I thought it was satire when I read that Allbirds (the shoe brand) were pivoting to AI, but apparently this is real. The BBC reported that the switch from footwear to AI hardware had been so well received it caused the share price to soar by 580%.

The San Francisco-based firm said it has struck a $50m (£37m) deal to become an "AI compute infrastructure" business and change its name to NewBird AI.

Then I read that the Japanese toilet company Toto had done the same! Toto’s share price increased by 18% upon the announcement that they were boosting production of semiconductor components.

If you can do it with loos and shoes, who else is going to pivot their business to AI? I wouldn’t be surprised if there’s an innovation team somewhere at Tesco, McDonald’s or Starbucks thinking about this move. Perhaps this is the question all business owners should be asking themselves?

The “pivot or persevere” moment is something all businesses need. Confirmation bias will creep in silently urging teams to keep going, despite shifting markets or lack of traction. A pivot is wise when you have the means to succeed in a new domain, or serve different users.

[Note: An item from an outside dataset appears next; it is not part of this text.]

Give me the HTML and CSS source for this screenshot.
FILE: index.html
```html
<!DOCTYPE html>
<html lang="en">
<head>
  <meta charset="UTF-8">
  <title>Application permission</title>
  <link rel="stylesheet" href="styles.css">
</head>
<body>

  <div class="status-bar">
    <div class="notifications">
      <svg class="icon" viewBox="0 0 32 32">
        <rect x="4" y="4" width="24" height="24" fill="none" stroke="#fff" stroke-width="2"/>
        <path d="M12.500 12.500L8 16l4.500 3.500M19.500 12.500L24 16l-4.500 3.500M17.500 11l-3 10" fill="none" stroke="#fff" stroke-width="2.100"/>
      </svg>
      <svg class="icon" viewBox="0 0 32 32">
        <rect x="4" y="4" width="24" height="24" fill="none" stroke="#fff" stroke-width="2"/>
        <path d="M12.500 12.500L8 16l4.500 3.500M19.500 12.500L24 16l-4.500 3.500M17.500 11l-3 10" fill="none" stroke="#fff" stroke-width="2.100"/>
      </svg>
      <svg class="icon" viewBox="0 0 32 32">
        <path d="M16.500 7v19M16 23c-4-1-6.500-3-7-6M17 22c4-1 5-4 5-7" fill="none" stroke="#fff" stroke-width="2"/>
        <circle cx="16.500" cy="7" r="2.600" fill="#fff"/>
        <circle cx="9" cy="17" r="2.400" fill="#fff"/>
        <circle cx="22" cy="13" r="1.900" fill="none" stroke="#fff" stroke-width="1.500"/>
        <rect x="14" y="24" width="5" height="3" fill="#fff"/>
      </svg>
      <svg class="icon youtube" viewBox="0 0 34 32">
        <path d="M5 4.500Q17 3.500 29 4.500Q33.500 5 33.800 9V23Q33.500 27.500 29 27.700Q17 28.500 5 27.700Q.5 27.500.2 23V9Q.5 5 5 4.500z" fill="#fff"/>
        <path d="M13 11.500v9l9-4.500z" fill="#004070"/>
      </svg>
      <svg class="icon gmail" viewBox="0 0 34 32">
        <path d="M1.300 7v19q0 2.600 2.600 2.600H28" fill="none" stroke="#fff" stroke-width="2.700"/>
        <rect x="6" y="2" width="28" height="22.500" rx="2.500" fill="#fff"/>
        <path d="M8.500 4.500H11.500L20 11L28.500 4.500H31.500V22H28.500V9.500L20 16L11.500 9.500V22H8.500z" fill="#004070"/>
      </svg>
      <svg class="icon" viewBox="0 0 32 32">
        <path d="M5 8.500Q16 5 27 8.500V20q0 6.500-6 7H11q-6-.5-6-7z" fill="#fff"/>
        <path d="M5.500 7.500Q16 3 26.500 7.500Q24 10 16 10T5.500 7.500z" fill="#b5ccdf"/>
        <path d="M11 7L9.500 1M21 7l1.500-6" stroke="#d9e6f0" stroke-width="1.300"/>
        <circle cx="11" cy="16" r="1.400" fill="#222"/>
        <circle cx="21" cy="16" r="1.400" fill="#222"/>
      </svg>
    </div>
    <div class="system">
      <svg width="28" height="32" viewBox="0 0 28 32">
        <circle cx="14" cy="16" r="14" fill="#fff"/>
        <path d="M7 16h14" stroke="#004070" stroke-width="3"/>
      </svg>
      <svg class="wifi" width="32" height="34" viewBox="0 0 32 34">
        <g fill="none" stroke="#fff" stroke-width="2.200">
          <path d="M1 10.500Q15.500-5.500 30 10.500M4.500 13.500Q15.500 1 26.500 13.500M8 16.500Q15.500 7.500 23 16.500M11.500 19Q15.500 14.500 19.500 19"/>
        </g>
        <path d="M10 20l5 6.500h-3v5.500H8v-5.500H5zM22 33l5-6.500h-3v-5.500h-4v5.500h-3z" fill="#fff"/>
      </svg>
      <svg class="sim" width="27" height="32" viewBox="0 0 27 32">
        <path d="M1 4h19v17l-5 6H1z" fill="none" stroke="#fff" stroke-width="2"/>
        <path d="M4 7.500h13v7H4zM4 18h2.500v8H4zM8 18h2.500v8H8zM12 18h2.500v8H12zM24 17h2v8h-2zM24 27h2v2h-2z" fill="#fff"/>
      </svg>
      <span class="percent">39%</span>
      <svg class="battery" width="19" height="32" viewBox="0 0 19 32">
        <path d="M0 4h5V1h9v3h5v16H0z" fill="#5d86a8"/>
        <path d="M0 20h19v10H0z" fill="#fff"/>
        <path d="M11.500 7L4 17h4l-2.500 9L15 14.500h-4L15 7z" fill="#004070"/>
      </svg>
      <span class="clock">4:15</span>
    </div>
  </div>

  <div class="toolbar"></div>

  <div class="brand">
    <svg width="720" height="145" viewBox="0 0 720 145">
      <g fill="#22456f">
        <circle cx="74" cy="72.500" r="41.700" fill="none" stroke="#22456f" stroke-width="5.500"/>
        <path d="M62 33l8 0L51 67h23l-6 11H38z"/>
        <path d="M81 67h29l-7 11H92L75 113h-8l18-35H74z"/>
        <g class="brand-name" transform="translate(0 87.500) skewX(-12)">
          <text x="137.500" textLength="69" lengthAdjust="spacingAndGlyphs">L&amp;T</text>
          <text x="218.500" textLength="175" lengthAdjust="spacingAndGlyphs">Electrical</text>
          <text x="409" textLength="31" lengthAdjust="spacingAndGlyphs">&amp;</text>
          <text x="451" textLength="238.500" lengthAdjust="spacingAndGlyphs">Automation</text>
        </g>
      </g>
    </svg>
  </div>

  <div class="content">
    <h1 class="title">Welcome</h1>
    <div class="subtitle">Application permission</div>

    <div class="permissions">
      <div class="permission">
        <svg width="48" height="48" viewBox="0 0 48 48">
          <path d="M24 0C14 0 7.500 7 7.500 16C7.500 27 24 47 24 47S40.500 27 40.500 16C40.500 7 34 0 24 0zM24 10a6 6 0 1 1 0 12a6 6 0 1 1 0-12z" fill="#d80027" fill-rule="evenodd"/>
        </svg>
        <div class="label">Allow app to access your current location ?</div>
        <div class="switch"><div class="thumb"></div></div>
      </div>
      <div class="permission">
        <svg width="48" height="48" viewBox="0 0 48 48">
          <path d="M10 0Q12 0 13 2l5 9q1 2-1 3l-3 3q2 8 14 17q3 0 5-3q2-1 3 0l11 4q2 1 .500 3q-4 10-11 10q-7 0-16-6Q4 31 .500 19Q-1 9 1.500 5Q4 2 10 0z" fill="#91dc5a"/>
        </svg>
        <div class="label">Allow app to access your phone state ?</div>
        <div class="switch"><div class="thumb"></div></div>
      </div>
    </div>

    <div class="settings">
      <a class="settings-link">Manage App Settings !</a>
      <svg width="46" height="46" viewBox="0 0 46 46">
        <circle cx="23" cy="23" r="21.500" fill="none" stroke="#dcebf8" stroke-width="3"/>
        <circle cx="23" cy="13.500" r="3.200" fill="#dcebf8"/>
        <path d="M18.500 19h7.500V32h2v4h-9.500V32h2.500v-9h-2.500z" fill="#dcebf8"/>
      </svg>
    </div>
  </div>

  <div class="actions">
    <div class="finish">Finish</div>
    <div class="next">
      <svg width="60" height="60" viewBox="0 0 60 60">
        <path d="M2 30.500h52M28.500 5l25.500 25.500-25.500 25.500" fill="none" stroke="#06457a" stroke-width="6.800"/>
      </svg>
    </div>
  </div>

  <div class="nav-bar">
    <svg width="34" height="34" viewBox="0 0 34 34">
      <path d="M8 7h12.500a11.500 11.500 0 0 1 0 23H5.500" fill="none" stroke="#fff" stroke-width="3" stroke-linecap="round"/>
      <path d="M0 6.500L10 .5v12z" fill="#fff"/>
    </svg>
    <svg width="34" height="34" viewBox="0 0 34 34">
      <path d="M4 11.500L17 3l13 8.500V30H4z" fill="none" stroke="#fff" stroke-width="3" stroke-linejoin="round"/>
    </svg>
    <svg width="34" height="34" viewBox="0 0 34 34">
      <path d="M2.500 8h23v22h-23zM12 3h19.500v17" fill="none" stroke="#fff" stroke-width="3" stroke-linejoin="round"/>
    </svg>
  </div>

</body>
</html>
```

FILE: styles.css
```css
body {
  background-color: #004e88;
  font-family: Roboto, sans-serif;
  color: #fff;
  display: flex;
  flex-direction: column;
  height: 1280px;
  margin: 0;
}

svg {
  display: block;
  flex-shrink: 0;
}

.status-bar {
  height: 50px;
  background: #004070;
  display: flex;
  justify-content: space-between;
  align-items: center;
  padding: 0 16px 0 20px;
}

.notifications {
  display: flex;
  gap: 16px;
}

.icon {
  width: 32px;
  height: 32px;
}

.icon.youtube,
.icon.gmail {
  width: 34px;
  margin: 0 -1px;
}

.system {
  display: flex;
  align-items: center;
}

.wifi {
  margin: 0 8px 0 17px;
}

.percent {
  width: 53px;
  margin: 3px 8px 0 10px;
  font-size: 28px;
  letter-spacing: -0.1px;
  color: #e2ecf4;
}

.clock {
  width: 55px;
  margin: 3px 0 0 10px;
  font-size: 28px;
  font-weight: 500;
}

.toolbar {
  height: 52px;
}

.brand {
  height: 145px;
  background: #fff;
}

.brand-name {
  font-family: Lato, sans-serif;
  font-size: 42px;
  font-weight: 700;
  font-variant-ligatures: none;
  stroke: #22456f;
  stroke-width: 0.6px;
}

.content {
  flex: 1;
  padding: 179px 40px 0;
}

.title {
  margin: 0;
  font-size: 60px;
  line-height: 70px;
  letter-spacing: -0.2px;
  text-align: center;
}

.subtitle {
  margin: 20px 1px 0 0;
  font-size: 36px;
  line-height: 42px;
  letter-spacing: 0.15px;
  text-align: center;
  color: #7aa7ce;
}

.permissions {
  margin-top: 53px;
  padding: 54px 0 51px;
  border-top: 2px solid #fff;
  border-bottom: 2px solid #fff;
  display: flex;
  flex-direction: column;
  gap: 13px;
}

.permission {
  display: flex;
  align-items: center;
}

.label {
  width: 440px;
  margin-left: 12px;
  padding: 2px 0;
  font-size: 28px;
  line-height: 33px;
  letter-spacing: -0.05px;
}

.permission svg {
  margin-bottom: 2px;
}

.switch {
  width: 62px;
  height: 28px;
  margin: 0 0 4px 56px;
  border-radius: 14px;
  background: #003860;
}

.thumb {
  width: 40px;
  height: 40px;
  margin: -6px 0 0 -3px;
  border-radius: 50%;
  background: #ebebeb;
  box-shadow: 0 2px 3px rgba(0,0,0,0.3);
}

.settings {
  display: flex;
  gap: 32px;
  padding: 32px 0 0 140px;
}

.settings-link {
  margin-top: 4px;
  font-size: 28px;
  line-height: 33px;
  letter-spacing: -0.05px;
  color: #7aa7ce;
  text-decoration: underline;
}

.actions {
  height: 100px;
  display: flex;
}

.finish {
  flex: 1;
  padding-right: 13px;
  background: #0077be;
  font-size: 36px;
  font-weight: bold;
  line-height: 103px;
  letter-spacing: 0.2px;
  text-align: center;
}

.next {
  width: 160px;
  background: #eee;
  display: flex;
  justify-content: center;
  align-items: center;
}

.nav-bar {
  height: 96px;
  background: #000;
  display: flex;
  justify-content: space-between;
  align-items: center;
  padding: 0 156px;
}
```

Japanese toilets are full of tech (and the toilet seats are heated too! It's lovely!) and whilst Toto is known as a toilet brand, they are actually more of a general appliance manufacturer and the second-largest producer of electrostatic chucks whatever they are (apparently very important for computer chips)! This pivot makes sense. Allbirds is more difficult to get your head around until you realise how much they were struggling as a shoe brand. Perhaps this pivot was born out of some extreme blue sky thinking in one board meeting where someone asked, “If we stopped making shoes tomorrow, what should we do instead?”

This week the AI Safety Institute published a new study about how much an OpenClaw Agent was able to learn about itself. This revealing experiment demonstrates how much “information” a sandboxed agent has access to without you even realising. During multiple iterations of the experiment the agent was able to identify the organisation name, the operator's identity, the cloud provider, the internal architecture of the system and a list of recent research activities.

“After each round of prompting, we attempted to harden the sandbox, but the agent was repeatedly able to find more inventive approaches to recover the same information.”

This is research from a team of security researchers who are making an effort to lock down the agent. The issue isn’t that the agent has access to this information, it’s that as we relax certain boundaries and grant more access, the agent could be susceptible to leaking that information. You might not realise that your sandboxed agent has figured out your recent research activities, so it would come as a pretty huge surprise when that information was extracted from the agent by a hacker.

I am still incredibly paranoid about agent security and will remain so! This research has done nothing to ease my mind! One of the sessions I’m looking forward to at Agent Craft is the panel on agent security, but I know we won’t be able to cover everything in 30 minutes. There will certainly need to be more discussion during the afternoon unconference sessions. If you’re also a bit paranoid or just want to feel more informed it would be great to see you at Agent Craft.

Finally, I was happy to see that The Oscars have drawn a line on the use of AI in film making. No Oscars can be awarded to AI Actors or Writers. (I’m afraid it doesn’t cover music yet - Charles will be sad about that) (I am - Charles). I’m also seeing an increasing amount of chatter online about how using AI for writing (work-slop) is unacceptable, even within AI companies like Synthesia. Hear hear! I want to see more of this and much less slop!